Desaparecido físicamente el dictador que por más de media centuria dirigió las riendas del poder en Cuba, revolotea la pregunta sobre cuál será el destino de la isla una vez que toda esa generación, por el simple paso del tiempo, tenga que traspasar la administración del país caribeño a nuevos cuadros directivos que, hoy por hoy, por el secretismo que impera en los manejos de esa nomenclatura, resultan una verdadera incógnita. Pero más allá de eso, el suceso es ocasión propicia para referirse a la especial devoción que practicó gran parte de la izquierda latinoamericana en torno a la figura de Castro. Su presencia los cautivó. Muchos, una vez que llegaron a constatar que esa utopía no conducía a nada, no tuvieron los arrestos necesarios para apartarse, marcar los excesos y denunciar los desvaríos. Quizá temieron al inmenso aparato propagandístico del régimen, con una repercusión muy grande fuera de la isla, que a más de un disidente se encargó de señalar y denostar hasta convertirlo en un verdadero paria, cualquiera fuese el lugar del mundo donde estuviese. Se quedaron callados. Otros, los que integraron el estrecho séquito que adulaban al dictador, convertidos en verdaderos alfiles encargados de arremeter contra todo aquel que pensara distinto o criticara al régimen, eran premiados integrando los cenáculos supuestamente de vanguardia, los verdaderos detentores de la verdad que se habían anticipado a hacer los anuncios de cuáles iban a ser los nuevos derroteros de la historia.
Aquello significó que gran parte de los políticos de los países latinoamericanos se acostumbraran a tener buenas relaciones con el gobierno de la isla. Si no lo hacían corrían el riesgo que las fuerzas internas admiradoras del proceso cubano se convirtiesen en incisivos activistas que desfigurasen a sus gobiernos. Otras tantas veces las relaciones de toma y daca que mantenían servían para que, de una manera u otra, los gobiernos de la región se mostrasen cercanos a las tesis de izquierda, para en realidad actuar a sus anchas al interior de sus fronteras.
La influencia cubana, sin duda, determinó a la juventud de la época en toda América. La revolución fue el referente para exigir cambios, que supuestamente iban a traer el bienestar y la felicidad a sus pueblos. Todo se fue desdibujando con la caída del muro en 1989 y el derrumbe soviético, dejando a la vista los grandes problemas que experimentaba el régimen que se sostenía a base de un férreo control político de sus habitantes, incapaces de pronunciarse en contra del experimento que condujo a la pauperización de la isla.

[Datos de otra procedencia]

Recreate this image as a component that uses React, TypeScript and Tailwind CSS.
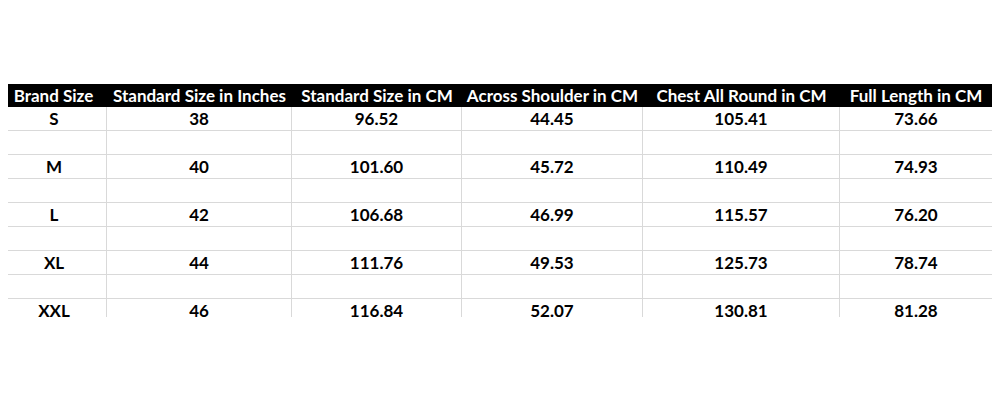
import React from "react";

const headers = [
  "Brand Size",
  "Standard Size in Inches",
  "Standard Size in CM",
  "Across Shoulder in CM",
  "Chest All Round in CM",
  "Full Length in CM",
];

const rows: (string[] | null)[] = [
  ["S", "38", "96.52", "44.45", "105.41", "73.66"],
  null,
  ["M", "40", "101.60", "45.72", "110.49", "74.93"],
  null,
  ["L", "42", "106.68", "46.99", "115.57", "76.20"],
  null,
  ["XL", "44", "111.76", "49.53", "125.73", "78.74"],
  null,
  ["XXL", "46", "116.84", "52.07", "130.81", "81.28"],
];

const cols = "grid grid-cols-[99px_185px_170px_181px_197px_152px]";

export default function App() {
  return (
    <div
      className="w-[1000px] h-[400px] bg-white pt-[84px] pl-[8px]"
      style={{ fontFamily: "Lato, 'Open Sans', sans-serif" }}
    >
      <div className="w-[984px] h-[233px] overflow-hidden">
        <div className={`${cols} h-[23px] bg-black text-white font-bold text-[17px]`}>
          {headers.map((h, i) => (
            <div
              key={h}
              className={`flex items-center justify-center whitespace-nowrap leading-none ${i === 0 ? "pr-[8px]" : ""}`}
            >
              {h}
            </div>
          ))}
        </div>
        {rows.map((r, i) => (
          <div key={i} className={`${cols} h-[24px] border-b border-[#d9d9d9] text-black font-bold text-[17px]`}>
            {Array.from({ length: 6 }).map((_, j) => (
              <div
                key={j}
                className={`flex items-center justify-center leading-none ${j < 5 ? "border-r border-[#d9d9d9]" : ""} ${j === 0 ? "pr-[6px]" : ""}`}
              >
                {r ? r[j] : ""}
              </div>
            ))}
          </div>
        ))}
      </div>
    </div>
  );
}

Los logros revolucionarios sólo se hallan en la cabeza de los que se convencieron que esa aventura funcionaría. Algunos, más cautos, hablan de los cambios inminentes que se requieren realizar en ese frustrado experimento. La realidad es que aquella utopía que marcó a generaciones coadyuvó a que por estas tierras se acentuaran las tesis de la culpa ajena, retrasando los cambios profundos que estos pueblos requieren para abandonar décadas de atraso y miseria.